Work required >> Every line of the listing must be reproduced as it stands. Leave the images behind.

Data lines >>

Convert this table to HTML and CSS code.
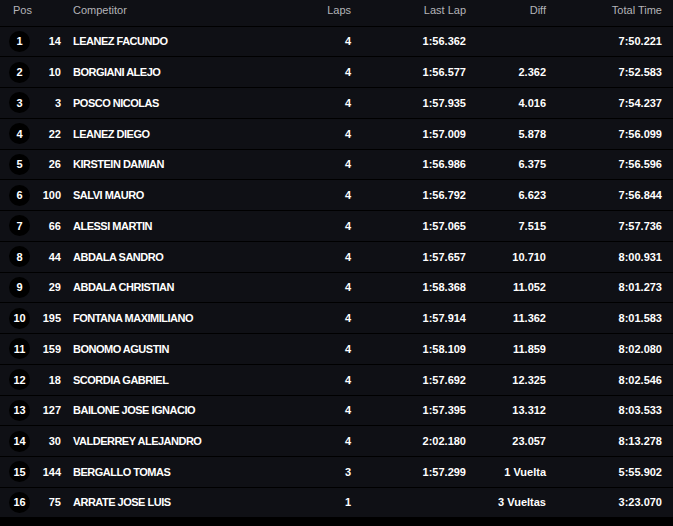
FILE: index.html
```html
<!DOCTYPE html>
<html>
<head>
<meta charset="utf-8">
<link rel="stylesheet" href="styles.css">
</head>
<body>
<table class="results">
  <thead>
    <tr>
      <th class="c-pos">Pos</th>
      <th class="c-num"></th>
      <th class="c-name">Competitor</th>
      <th class="c-laps">Laps</th>
      <th class="c-last">Last Lap</th>
      <th class="c-diff">Diff</th>
      <th class="c-total">Total Time</th>
    </tr>
  </thead>
  <tbody>
    <tr><td class="c-pos"><span class="badge">1</span></td><td class="c-num">14</td><td class="c-name">LEANEZ FACUNDO</td><td class="c-laps">4</td><td class="c-last">1:56.362</td><td class="c-diff"></td><td class="c-total">7:50.221</td></tr>
    <tr><td class="c-pos"><span class="badge">2</span></td><td class="c-num">10</td><td class="c-name">BORGIANI ALEJO</td><td class="c-laps">4</td><td class="c-last">1:56.577</td><td class="c-diff">2.362</td><td class="c-total">7:52.583</td></tr>
    <tr><td class="c-pos"><span class="badge">3</span></td><td class="c-num">3</td><td class="c-name">POSCO NICOLAS</td><td class="c-laps">4</td><td class="c-last">1:57.935</td><td class="c-diff">4.016</td><td class="c-total">7:54.237</td></tr>
    <tr><td class="c-pos"><span class="badge">4</span></td><td class="c-num">22</td><td class="c-name">LEANEZ DIEGO</td><td class="c-laps">4</td><td class="c-last">1:57.009</td><td class="c-diff">5.878</td><td class="c-total">7:56.099</td></tr>
    <tr><td class="c-pos"><span class="badge">5</span></td><td class="c-num">26</td><td class="c-name">KIRSTEIN DAMIAN</td><td class="c-laps">4</td><td class="c-last">1:56.986</td><td class="c-diff">6.375</td><td class="c-total">7:56.596</td></tr>
    <tr><td class="c-pos"><span class="badge">6</span></td><td class="c-num">100</td><td class="c-name">SALVI MAURO</td><td class="c-laps">4</td><td class="c-last">1:56.792</td><td class="c-diff">6.623</td><td class="c-total">7:56.844</td></tr>
    <tr><td class="c-pos"><span class="badge">7</span></td><td class="c-num">66</td><td class="c-name">ALESSI MARTIN</td><td class="c-laps">4</td><td class="c-last">1:57.065</td><td class="c-diff">7.515</td><td class="c-total">7:57.736</td></tr>
    <tr><td class="c-pos"><span class="badge">8</span></td><td class="c-num">44</td><td class="c-name">ABDALA SANDRO</td><td class="c-laps">4</td><td class="c-last">1:57.657</td><td class="c-diff">10.710</td><td class="c-total">8:00.931</td></tr>
    <tr><td class="c-pos"><span class="badge">9</span></td><td class="c-num">29</td><td class="c-name">ABDALA CHRISTIAN</td><td class="c-laps">4</td><td class="c-last">1:58.368</td><td class="c-diff">11.052</td><td class="c-total">8:01.273</td></tr>
    <tr><td class="c-pos"><span class="badge">10</span></td><td class="c-num">195</td><td class="c-name">FONTANA MAXIMILIANO</td><td class="c-laps">4</td><td class="c-last">1:57.914</td><td class="c-diff">11.362</td><td class="c-total">8:01.583</td></tr>
    <tr><td class="c-pos"><span class="badge">11</span></td><td class="c-num">159</td><td class="c-name">BONOMO AGUSTIN</td><td class="c-laps">4</td><td class="c-last">1:58.109</td><td class="c-diff">11.859</td><td class="c-total">8:02.080</td></tr>
    <tr><td class="c-pos"><span class="badge">12</span></td><td class="c-num">18</td><td class="c-name">SCORDIA GABRIEL</td><td class="c-laps">4</td><td class="c-last">1:57.692</td><td class="c-diff">12.325</td><td class="c-total">8:02.546</td></tr>
    <tr><td class="c-pos"><span class="badge">13</span></td><td class="c-num">127</td><td class="c-name">BAILONE JOSE IGNACIO</td><td class="c-laps">4</td><td class="c-last">1:57.395</td><td class="c-diff">13.312</td><td class="c-total">8:03.533</td></tr>
    <tr><td class="c-pos"><span class="badge">14</span></td><td class="c-num">30</td><td class="c-name">VALDERREY ALEJANDRO</td><td class="c-laps">4</td><td class="c-last">2:02.180</td><td class="c-diff">23.057</td><td class="c-total">8:13.278</td></tr>
    <tr><td class="c-pos"><span class="badge">15</span></td><td class="c-num">144</td><td class="c-name">BERGALLO TOMAS</td><td class="c-laps">3</td><td class="c-last">1:57.299</td><td class="c-diff">1 Vuelta</td><td class="c-total">5:55.902</td></tr>
    <tr><td class="c-pos"><span class="badge">16</span></td><td class="c-num">75</td><td class="c-name">ARRATE JOSE LUIS</td><td class="c-laps">1</td><td class="c-last"></td><td class="c-diff">3 Vueltas</td><td class="c-total">3:23.070</td></tr>
  </tbody>
</table>
</body>
</html>
```

FILE: styles.css
```css
html, body {
  margin: 0;
  padding: 0;
  background: #000;
}

.results {
  width: 673px;
  border-collapse: collapse;
  table-layout: fixed;
  background: #0f1015;
  font-family: "Liberation Sans", Arial, sans-serif;
  font-size: 11px;
  color: #fff;
}

.results th,
.results td {
  box-sizing: border-box;
  padding: 0;
  white-space: nowrap;
  vertical-align: middle;
  border-bottom: 1px solid #000;
}

.results th {
  height: 26px;
  padding-bottom: 5px;
  font-weight: normal;
  color: #b4b4b8;
  text-align: left;
}

.results td {
  height: 30.75px;
  font-weight: bold;
}

.results tbody tr:last-child td {
  border-bottom: none;
  height: 29.75px;
}

.c-pos { width: 35px; }
.c-num { width: 26px; }
.c-name { width: 250px; }
.c-laps { width: 40px; }
.c-last { width: 115px; }
.c-diff { width: 80px; }
.c-total { width: 127px; }

.results th.c-pos { padding-left: 13px; }
.results td.c-pos { padding-left: 9px; }
.results .c-name { padding-left: 12px; }
.results td.c-name { letter-spacing: -0.5px; }
.results .c-num,
.results .c-laps,
.results .c-last,
.results .c-diff,
.results .c-total { text-align: right; }
.results .c-total { padding-right: 11px; }

.badge {
  display: flex;
  align-items: center;
  justify-content: center;
  width: 21px;
  height: 21px;
  border-radius: 50%;
  background: #000;
  color: #fff;
  font-weight: bold;
}
```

Answer >>
Convert this table to HTML and CSS code.
FILE: index.html
```html
<!DOCTYPE html>
<html>
<head>
<meta charset="utf-8">
<link rel="stylesheet" href="styles.css">
</head>
<body>
<table class="results">
  <thead>
    <tr>
      <th class="c-pos">Pos</th>
      <th class="c-num"></th>
      <th class="c-name">Competitor</th>
      <th class="c-laps">Laps</th>
      <th class="c-last">Last Lap</th>
      <th class="c-diff">Diff</th>
      <th class="c-total">Total Time</th>
    </tr>
  </thead>
  <tbody>
    <tr><td class="c-pos"><span class="badge">1</span></td><td class="c-num">14</td><td class="c-name">LEANEZ FACUNDO</td><td class="c-laps">4</td><td class="c-last">1:56.362</td><td class="c-diff"></td><td class="c-total">7:50.221</td></tr>
    <tr><td class="c-pos"><span class="badge">2</span></td><td class="c-num">10</td><td class="c-name">BORGIANI ALEJO</td><td class="c-laps">4</td><td class="c-last">1:56.577</td><td class="c-diff">2.362</td><td class="c-total">7:52.583</td></tr>
    <tr><td class="c-pos"><span class="badge">3</span></td><td class="c-num">3</td><td class="c-name">POSCO NICOLAS</td><td class="c-laps">4</td><td class="c-last">1:57.935</td><td class="c-diff">4.016</td><td class="c-total">7:54.237</td></tr>
    <tr><td class="c-pos"><span class="badge">4</span></td><td class="c-num">22</td><td class="c-name">LEANEZ DIEGO</td><td class="c-laps">4</td><td class="c-last">1:57.009</td><td class="c-diff">5.878</td><td class="c-total">7:56.099</td></tr>
    <tr><td class="c-pos"><span class="badge">5</span></td><td class="c-num">26</td><td class="c-name">KIRSTEIN DAMIAN</td><td class="c-laps">4</td><td class="c-last">1:56.986</td><td class="c-diff">6.375</td><td class="c-total">7:56.596</td></tr>
    <tr><td class="c-pos"><span class="badge">6</span></td><td class="c-num">100</td><td class="c-name">SALVI MAURO</td><td class="c-laps">4</td><td class="c-last">1:56.792</td><td class="c-diff">6.623</td><td class="c-total">7:56.844</td></tr>
    <tr><td class="c-pos"><span class="badge">7</span></td><td class="c-num">66</td><td class="c-name">ALESSI MARTIN</td><td class="c-laps">4</td><td class="c-last">1:57.065</td><td class="c-diff">7.515</td><td class="c-total">7:57.736</td></tr>
    <tr><td class="c-pos"><span class="badge">8</span></td><td class="c-num">44</td><td class="c-name">ABDALA SANDRO</td><td class="c-laps">4</td><td class="c-last">1:57.657</td><td class="c-diff">10.710</td><td class="c-total">8:00.931</td></tr>
    <tr><td class="c-pos"><span class="badge">9</span></td><td class="c-num">29</td><td class="c-name">ABDALA CHRISTIAN</td><td class="c-laps">4</td><td class="c-last">1:58.368</td><td class="c-diff">11.052</td><td class="c-total">8:01.273</td></tr>
    <tr><td class="c-pos"><span class="badge">10</span></td><td class="c-num">195</td><td class="c-name">FONTANA MAXIMILIANO</td><td class="c-laps">4</td><td class="c-last">1:57.914</td><td class="c-diff">11.362</td><td class="c-total">8:01.583</td></tr>
    <tr><td class="c-pos"><span class="badge">11</span></td><td class="c-num">159</td><td class="c-name">BONOMO AGUSTIN</td><td class="c-laps">4</td><td class="c-last">1:58.109</td><td class="c-diff">11.859</td><td class="c-total">8:02.080</td></tr>
    <tr><td class="c-pos"><span class="badge">12</span></td><td class="c-num">18</td><td class="c-name">SCORDIA GABRIEL</td><td class="c-laps">4</td><td class="c-last">1:57.692</td><td class="c-diff">12.325</td><td class="c-total">8:02.546</td></tr>
    <tr><td class="c-pos"><span class="badge">13</span></td><td class="c-num">127</td><td class="c-name">BAILONE JOSE IGNACIO</td><td class="c-laps">4</td><td class="c-last">1:57.395</td><td class="c-diff">13.312</td><td class="c-total">8:03.533</td></tr>
    <tr><td class="c-pos"><span class="badge">14</span></td><td class="c-num">30</td><td class="c-name">VALDERREY ALEJANDRO</td><td class="c-laps">4</td><td class="c-last">2:02.180</td><td class="c-diff">23.057</td><td class="c-total">8:13.278</td></tr>
    <tr><td class="c-pos"><span class="badge">15</span></td><td class="c-num">144</td><td class="c-name">BERGALLO TOMAS</td><td class="c-laps">3</td><td class="c-last">1:57.299</td><td class="c-diff">1 Vuelta</td><td class="c-total">5:55.902</td></tr>
    <tr><td class="c-pos"><span class="badge">16</span></td><td class="c-num">75</td><td class="c-name">ARRATE JOSE LUIS</td><td class="c-laps">1</td><td class="c-last"></td><td class="c-diff">3 Vueltas</td><td class="c-total">3:23.070</td></tr>
  </tbody>
</table>
</body>
</html>
```

FILE: styles.css
```css
html, body {
  margin: 0;
  padding: 0;
  background: #000;
}

.results {
  width: 673px;
  border-collapse: collapse;
  table-layout: fixed;
  background: #0f1015;
  font-family: "Liberation Sans", Arial, sans-serif;
  font-size: 11px;
  color: #fff;
}

.results th,
.results td {
  box-sizing: border-box;
  padding: 0;
  white-space: nowrap;
  vertical-align: middle;
  border-bottom: 1px solid #000;
}

.results th {
  height: 26px;
  padding-bottom: 5px;
  font-weight: normal;
  color: #b4b4b8;
  text-align: left;
}

.results td {
  height: 30.75px;
  font-weight: bold;
}

.results tbody tr:last-child td {
  border-bottom: none;
  height: 29.75px;
}

.c-pos { width: 35px; }
.c-num { width: 26px; }
.c-name { width: 250px; }
.c-laps { width: 40px; }
.c-last { width: 115px; }
.c-diff { width: 80px; }
.c-total { width: 127px; }

.results th.c-pos { padding-left: 13px; }
.results td.c-pos { padding-left: 9px; }
.results .c-name { padding-left: 12px; }
.results td.c-name { letter-spacing: -0.5px; }
.results .c-num,
.results .c-laps,
.results .c-last,
.results .c-diff,
.results .c-total { text-align: right; }
.results .c-total { padding-right: 11px; }

.badge {
  display: flex;
  align-items: center;
  justify-content: center;
  width: 21px;
  height: 21px;
  border-radius: 50%;
  background: #000;
  color: #fff;
  font-weight: bold;
}
```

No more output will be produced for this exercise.